Task directions.
Please work out how many lines in the material contain "with" and give only that figure.

Given entries.
>>>>

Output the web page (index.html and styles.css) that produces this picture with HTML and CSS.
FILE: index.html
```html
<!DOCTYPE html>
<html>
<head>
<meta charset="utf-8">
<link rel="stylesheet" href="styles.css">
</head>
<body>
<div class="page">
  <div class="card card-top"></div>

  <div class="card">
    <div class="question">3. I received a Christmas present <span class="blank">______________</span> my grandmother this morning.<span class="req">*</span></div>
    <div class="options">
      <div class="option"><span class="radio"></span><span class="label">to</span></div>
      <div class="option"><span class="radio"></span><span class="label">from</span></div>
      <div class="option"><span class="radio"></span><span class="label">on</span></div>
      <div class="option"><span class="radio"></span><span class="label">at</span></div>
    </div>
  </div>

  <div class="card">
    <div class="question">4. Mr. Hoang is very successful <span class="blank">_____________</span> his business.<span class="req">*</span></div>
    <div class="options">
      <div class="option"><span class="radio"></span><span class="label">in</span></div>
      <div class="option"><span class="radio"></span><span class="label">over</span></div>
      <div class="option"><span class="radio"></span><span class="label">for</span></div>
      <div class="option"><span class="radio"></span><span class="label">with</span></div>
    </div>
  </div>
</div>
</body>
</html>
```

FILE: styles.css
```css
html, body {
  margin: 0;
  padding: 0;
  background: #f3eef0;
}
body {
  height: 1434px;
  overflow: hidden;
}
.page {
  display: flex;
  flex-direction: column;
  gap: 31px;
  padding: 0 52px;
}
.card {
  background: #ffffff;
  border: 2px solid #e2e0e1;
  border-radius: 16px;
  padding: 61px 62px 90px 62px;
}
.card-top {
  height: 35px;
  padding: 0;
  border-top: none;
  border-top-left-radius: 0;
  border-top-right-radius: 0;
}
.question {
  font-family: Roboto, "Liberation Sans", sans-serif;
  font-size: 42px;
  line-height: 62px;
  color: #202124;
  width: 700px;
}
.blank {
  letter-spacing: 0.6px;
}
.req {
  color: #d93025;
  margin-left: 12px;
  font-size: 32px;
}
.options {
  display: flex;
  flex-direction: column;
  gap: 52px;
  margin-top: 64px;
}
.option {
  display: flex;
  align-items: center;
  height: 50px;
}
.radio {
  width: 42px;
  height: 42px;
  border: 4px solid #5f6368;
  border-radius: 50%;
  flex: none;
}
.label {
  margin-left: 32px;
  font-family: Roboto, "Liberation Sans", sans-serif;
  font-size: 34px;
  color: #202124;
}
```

<<<<
>>>>

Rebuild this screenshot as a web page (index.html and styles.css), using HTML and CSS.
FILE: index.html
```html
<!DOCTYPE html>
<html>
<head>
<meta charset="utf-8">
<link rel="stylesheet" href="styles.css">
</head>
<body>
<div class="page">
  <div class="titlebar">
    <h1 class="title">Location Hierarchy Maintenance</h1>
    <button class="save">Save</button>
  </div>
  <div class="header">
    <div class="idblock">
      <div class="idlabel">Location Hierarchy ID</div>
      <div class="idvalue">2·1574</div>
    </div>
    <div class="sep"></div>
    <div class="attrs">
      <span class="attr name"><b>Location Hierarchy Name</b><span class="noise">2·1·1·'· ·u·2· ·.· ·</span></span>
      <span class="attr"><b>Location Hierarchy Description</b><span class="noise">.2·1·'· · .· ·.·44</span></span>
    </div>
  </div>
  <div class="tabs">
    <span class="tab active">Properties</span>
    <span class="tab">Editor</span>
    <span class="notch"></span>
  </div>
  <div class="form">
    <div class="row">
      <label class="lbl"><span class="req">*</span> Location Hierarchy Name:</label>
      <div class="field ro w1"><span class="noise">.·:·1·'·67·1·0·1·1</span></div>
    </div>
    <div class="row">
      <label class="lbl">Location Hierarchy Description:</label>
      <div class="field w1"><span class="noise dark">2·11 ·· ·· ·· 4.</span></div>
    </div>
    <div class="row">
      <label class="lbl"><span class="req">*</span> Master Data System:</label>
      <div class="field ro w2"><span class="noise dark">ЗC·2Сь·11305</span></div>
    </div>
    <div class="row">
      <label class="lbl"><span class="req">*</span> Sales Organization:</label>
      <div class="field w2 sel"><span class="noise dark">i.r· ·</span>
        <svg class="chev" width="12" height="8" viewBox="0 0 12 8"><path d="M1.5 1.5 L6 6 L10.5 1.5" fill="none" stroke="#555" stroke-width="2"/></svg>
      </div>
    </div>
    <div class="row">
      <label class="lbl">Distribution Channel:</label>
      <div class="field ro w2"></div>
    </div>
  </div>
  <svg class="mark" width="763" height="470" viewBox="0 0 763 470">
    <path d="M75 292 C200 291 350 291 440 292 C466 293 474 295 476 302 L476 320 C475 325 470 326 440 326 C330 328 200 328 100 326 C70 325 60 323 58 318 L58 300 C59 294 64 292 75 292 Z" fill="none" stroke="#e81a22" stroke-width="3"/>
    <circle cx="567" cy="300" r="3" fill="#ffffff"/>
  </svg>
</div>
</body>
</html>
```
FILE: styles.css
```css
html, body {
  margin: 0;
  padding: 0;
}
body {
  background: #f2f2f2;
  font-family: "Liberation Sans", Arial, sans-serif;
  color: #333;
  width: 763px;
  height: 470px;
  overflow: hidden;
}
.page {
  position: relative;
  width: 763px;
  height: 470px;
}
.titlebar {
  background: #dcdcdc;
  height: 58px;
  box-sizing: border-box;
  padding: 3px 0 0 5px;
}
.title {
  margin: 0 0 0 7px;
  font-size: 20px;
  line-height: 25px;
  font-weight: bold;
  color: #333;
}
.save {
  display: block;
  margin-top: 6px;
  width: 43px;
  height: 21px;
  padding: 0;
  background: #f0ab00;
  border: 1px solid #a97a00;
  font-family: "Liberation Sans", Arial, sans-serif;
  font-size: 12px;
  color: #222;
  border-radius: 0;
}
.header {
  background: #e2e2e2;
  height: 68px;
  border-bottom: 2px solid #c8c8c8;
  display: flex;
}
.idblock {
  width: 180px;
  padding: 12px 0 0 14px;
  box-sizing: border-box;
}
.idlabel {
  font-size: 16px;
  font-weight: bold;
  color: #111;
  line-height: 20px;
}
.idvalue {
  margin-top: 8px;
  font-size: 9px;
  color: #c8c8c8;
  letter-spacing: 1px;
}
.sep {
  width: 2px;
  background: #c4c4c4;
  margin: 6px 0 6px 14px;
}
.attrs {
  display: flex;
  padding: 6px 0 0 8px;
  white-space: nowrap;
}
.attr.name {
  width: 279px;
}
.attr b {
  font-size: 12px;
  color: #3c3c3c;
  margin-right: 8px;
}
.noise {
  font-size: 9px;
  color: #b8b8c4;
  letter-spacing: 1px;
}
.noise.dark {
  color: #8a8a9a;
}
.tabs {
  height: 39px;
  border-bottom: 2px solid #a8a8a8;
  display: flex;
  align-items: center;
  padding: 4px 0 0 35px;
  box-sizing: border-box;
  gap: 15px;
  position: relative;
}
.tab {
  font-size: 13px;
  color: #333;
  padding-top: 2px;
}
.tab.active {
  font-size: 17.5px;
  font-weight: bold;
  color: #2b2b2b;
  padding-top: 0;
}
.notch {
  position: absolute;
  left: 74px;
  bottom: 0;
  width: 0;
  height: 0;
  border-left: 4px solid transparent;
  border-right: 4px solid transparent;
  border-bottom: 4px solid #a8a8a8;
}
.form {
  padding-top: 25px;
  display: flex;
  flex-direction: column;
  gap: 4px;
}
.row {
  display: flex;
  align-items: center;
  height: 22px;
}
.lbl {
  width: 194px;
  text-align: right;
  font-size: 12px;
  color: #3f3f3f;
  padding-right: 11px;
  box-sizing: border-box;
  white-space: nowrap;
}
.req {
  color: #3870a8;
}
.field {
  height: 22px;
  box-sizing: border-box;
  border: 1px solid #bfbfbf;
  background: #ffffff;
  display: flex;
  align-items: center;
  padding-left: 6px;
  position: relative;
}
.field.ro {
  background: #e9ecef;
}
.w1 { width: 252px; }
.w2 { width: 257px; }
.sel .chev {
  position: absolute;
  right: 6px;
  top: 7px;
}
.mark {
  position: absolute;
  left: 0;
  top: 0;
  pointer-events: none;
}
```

<<<<
>>>>

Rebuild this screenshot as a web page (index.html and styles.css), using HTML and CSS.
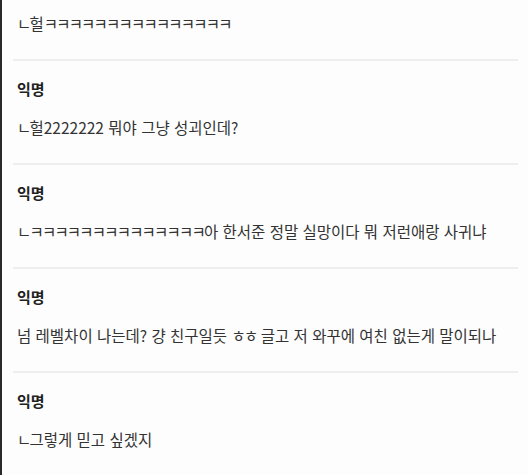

<<<<

Final answer.
2